The return of Dan Harmon as showrunner of Community was announced via Twitter yesterday morning:

If you’ve read this blog, you know I’m a fan of Community. My “What is the Meaning of #SixSeasonsAndAMovie?” post has had over 40,000 views since I posted it in May, 2012 when the third season finale aired. From the comments, I know it’s touched a lot of people.
So like most Community fans, I was shocked when Harmon was fired as showrunner at the end of the third season.
And the fourth season felt, to paraphrase someone on Twitter, like bad fanfic.
So I am thrilled.
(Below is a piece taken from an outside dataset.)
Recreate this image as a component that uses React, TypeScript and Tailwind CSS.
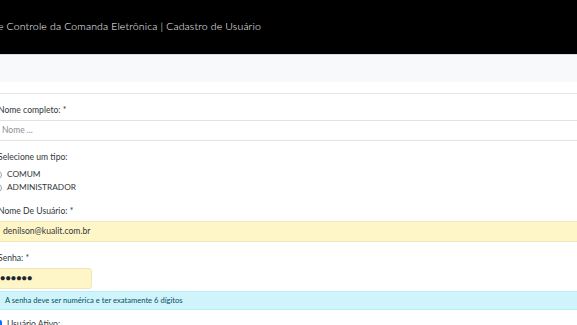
import React from 'react'

const FONT = { fontFamily: 'Lato, "Noto Sans", sans-serif' }

function Label({ children }: { children: React.ReactNode }) {
  return <p className="h-[12px] leading-[12px] text-[8.6px] text-[#33373b] mb-[4px]">{children}</p>
}

export default function App() {
  return (
    <div className="w-[577px] h-[325px] overflow-hidden bg-white" style={FONT}>
      {/* Top bar */}
      <header className="h-[54px] bg-black flex items-center overflow-hidden">
        <span className="-ml-[47px] whitespace-nowrap text-white text-[10.5px] font-light tracking-[0.15px]">
          Sistema de Controle da Comanda Eletrônica | Cadastro de Usuário
        </span>
      </header>

      {/* Breadcrumb strip */}
      <div className="h-[28px] bg-[#f8f9fa] border-t border-[#dcdcdc]" />
      <div className="h-[11px]" />

      {/* Form */}
      <div className="-ml-[2px] w-[620px] border-t border-[#e6e6e6] pt-[10px]">
        <Label>Nome completo: *</Label>
        <div className="h-[21px] border-y border-[#e2e2e2] px-[4px] flex items-center text-[8.5px] text-[#8a8f94]">
          Nome ...
        </div>

        <p className="mt-[10px] h-[12px] leading-[12px] text-[8.6px] text-[#33373b]">Selecione um tipo:</p>
        <div className="mt-[5px] flex flex-col">
          {['COMUM', 'ADMINISTRADOR'].map(t => (
            <label key={t} className="h-[13px] flex items-center text-[8.3px] text-[#33373b]">
              <span className="-ml-[4px] w-[8px] h-[8px] rounded-full border border-[#9ea3a8] bg-white mr-[5px]" />
              {t}
            </label>
          ))}
        </div>

        <p className="mt-[11px] h-[12px] leading-[12px] text-[8.6px] text-[#33373b] mb-[4px]">Nome De Usuário: *</p>
        <div className="h-[21px] bg-[#fff6c8] border border-[#f1e6b8] rounded-[3px] px-[4px] flex items-center text-[8.6px] text-[#33373b]">
          denilson@kualit.com.br
        </div>

        <p className="mt-[10px] h-[12px] leading-[12px] text-[8.6px] text-[#33373b] mb-[4px]">Senha: *</p>
        <div className="w-[94px] h-[21px] bg-[#fff6c8] border border-[#f1e6b8] rounded-[3px] px-[1px] flex items-center text-[8.5px] tracking-[0.3px] text-[#212529]">
          ●●●●●●
        </div>

        <div className="mt-[2px] h-[19px] bg-[#cff4fc] border border-[#b6effb] px-[6px] flex items-center text-[7.6px] text-[#055160]">
          A senha deve ser numérica e ter exatamente 6 dígitos
        </div>

        <label className="mt-[8px] h-[12px] flex items-center text-[8.6px] text-[#33373b]">
          <span className="-ml-[4px] w-[8px] h-[8px] rounded-[2px] bg-[#0d6efd] mr-[5px]" />
          Usuário Ativo:
        </label>
      </div>
    </div>
  )
}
Not only does it mean Season 5 will return of Harmon’s vision of Community. It  is a victory for storytelling and storytellers.

Good television needs a strong, central vision

Not just its creator, Harmon had a hand in every episode of the series. Sometimes considered controlling or stubborn, Harmon has a vision. In a storytelling format where many people—actors, writers, directors, producers—shape an episode, having one person with a singular vision is necessary for a show to stand-out.
Consider MASH, The Walking Dead, The X-Files, Battlestar Galactica, 30 Rock and Buffy the Vampire Slayer. These are stand-out shows that have and will stand the test of time. The reason is their creators—Larry Gelbart, Frank Darabont, Chris Carter, Ronald D. Moore Tina Fey and Joss Whedon—didn’t just want to create a series of episodes. [NOTE: I realize these are mostly men. (Hat’s off to Robyn adding Tina Fey to the list.) Please leave a comment to let me know of other women of television whose vision has shaped great series.] They knew the stories they wanted to tell. Create shows different than what had come before. When Gelbart and Darabont left their series and Carter and Whedon created more shows, their original efforts suffered.

Victory for fans

But more than a victory for the power of a storyteller, this is a victory for fans. The outcry from Community fans on social media about Season 4 was deafening. The quirky, meta and clever humour had been replaced by Chuck Lorre-inspired comedy aimed at the centre of the bell curve. I admit, Community is not for everyone. But as the old saying goes in storytelling (and marketing), if you try to appeal to everyone, you’ll end up appealing to no one.
So even though I have no doubt NBC’s decision was a commercial one (and I don’t hold a grudge there, they are a business), I also have no doubt it was the pressure of fans that forced this decision. Hey, if it worked for Jericho, it could work for Community.
And not just old-school fans, but those who found seasons 1-3 of Community in syndication, fell in love with it, and wondered why the hell season 4 was so different.

Thanks for coming back, Dan

Let’s also not forget the Harmon could have told NBC go to suck an egg. His dismissal from the show was less than professional on NBC’s part. So his return has this third angle.
So here’s hoping that Season 5 kicks-off with a similar opening as Season 3 (below). As friend and pin-point-precise critic Adam Shaftoe observed, this was Harmon’s middle-finger to NBC execs who no doubt had passed him notes that Community was getting too out there.
And to NBC, leave Harmon alone. Let him make his work. He is gaining fans. This is about ratings, right? Let’s watch them grow.